I figure my chip rudeness was made possible by the fact that I've lived in New York for 8 years. Yeah, I'm badass. I'll eat HALF of that last chip! You can't stop me! I'm breakin' the law!

Yesterday I had to go door to door to some area businesses and pitch a promotion that Ben and I want to do for our show. I kept wanting to apologize for taking up their time and asking them to join in. I felt like I was asking so much of them when, in reality, I was really offering them a hell of a deal. For just letting me put up one flyer in their establishment for 6 weeks they would be getting new foot traffic, a thank you on our program and a thank you on our website plus a link to their website if they have one. Their commitment is easy. Ben and I do all the work. I'm not asking for much and I am giving a lot. But my midwestern mind can't get around the fact that I am accosting them in their place of business and making them read a piece of paper. How rude.

I'm not cut out for aggressive sales. I'm not good at promoting myself but I had better GET good. I can't escape my current belief that I am a huge burden on the world and that my contributions are miniscule. I imagine people disliking me and talking behind my back about what a loser I am and how I've really let myself go over the last few years. She used to have talent, I wonder what happened?
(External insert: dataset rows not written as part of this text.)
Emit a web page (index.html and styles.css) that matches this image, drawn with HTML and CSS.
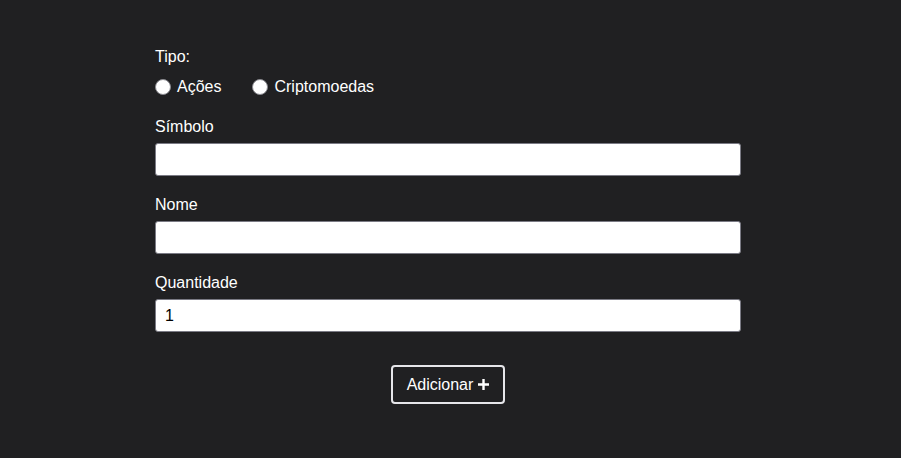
FILE: index.html
```html
<!DOCTYPE html>
<html lang="pt">
<head>
<meta charset="utf-8">
<link rel="stylesheet" href="styles.css">
</head>
<body>
<form class="form">
  <div class="group">
    <span class="label">Tipo:</span>
    <div class="radios">
      <label class="radio"><span class="dot"></span>Ações</label>
      <label class="radio"><span class="dot"></span>Criptomoedas</label>
    </div>
  </div>
  <div class="group">
    <span class="label">Símbolo</span>
    <div class="input"></div>
  </div>
  <div class="group">
    <span class="label">Nome</span>
    <div class="input"></div>
  </div>
  <div class="group">
    <span class="label">Quantidade</span>
    <div class="input">1</div>
  </div>
  <div class="actions">
    <button type="button" class="btn">Adicionar <svg width="13" height="13" viewBox="0 0 13 13"><path d="M6.5 1v11M1 6.5h11" stroke="#fff" stroke-width="2.4"/></svg></button>
  </div>
</form>
</body>
</html>
```
FILE: styles.css
```css
html, body {
  margin: 0;
  background: #202022;
  height: 100%;
}
body {
  font-family: "Liberation Sans", Arial, sans-serif;
  font-size: 16px;
  color: #ffffff;
}
.form {
  width: 586px;
  margin-left: 155px;
  padding-top: 48px;
  display: flex;
  flex-direction: column;
}
.group {
  display: flex;
  flex-direction: column;
  margin-bottom: 20px;
}
.label {
  line-height: 18px;
  margin-bottom: 7px;
}
.radios {
  display: flex;
  gap: 31px;
  line-height: 18px;
  margin-top: 5px;
  margin-bottom: 2px;
}
.radio {
  display: flex;
  align-items: center;
  gap: 6px;
}
.dot {
  width: 16px;
  height: 16px;
  border-radius: 50%;
  background: #fff;
  box-sizing: border-box;
  border: 1px solid #8a8a90;
}
.input {
  height: 33px;
  box-sizing: border-box;
  border: 1px solid #7a7a84;
  border-radius: 3px;
  background: #fff;
  color: #000;
  padding-left: 9px;
  line-height: 31px;
}
.actions {
  display: flex;
  justify-content: center;
  margin-top: 13px;
}
.btn {
  font-family: inherit;
  font-size: 16px;
  color: #fff;
  background: transparent;
  border: 2px solid #e6e6ea;
  border-radius: 4px;
  width: 114px;
  height: 39px;
  padding: 0 0 0 1px;
  display: flex;
  align-items: center;
  justify-content: center;
  gap: 4px;
}
```
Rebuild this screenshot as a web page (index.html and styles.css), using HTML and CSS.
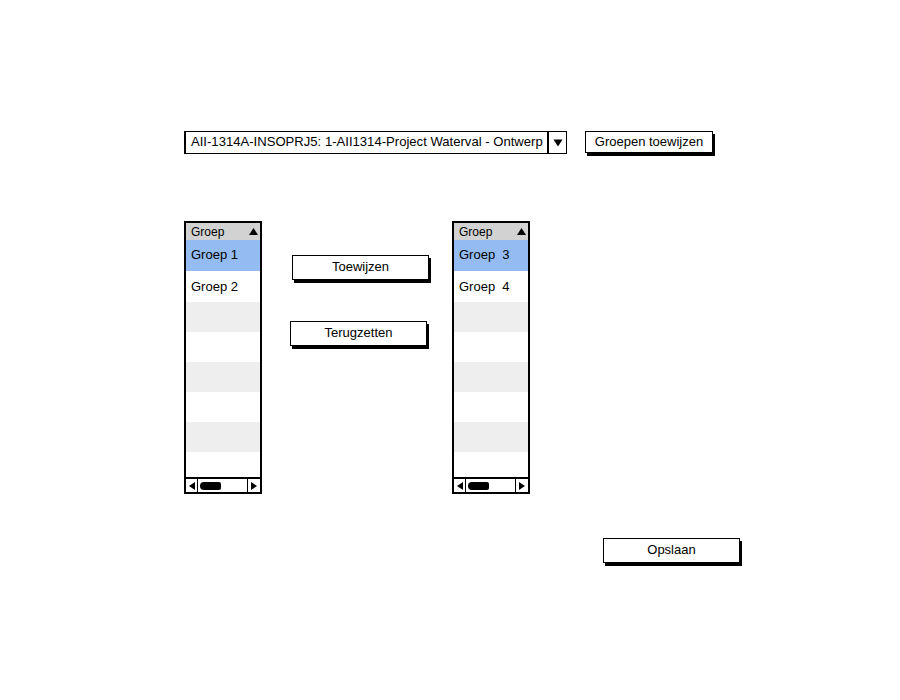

Well, I can't apologize for my insecurity. It is where I am at and I just need to be there until I am not there anymore. Pretending is not in my nature and, contrary to popular perception, acting is not pretending. Acting is about being honest with yourself and with those around you. I know how to be confident. I have been so in other circumstances and I believe I will be again. But for now I have to be honest with myself about where I am truly at. Luckily, this is all fine because my character is not exactly feeling so secure or confident either. It really is funny how roles come right when you are working on something in your personal life that applies to the character's struggle. I guess that is how you know that you're doing something right.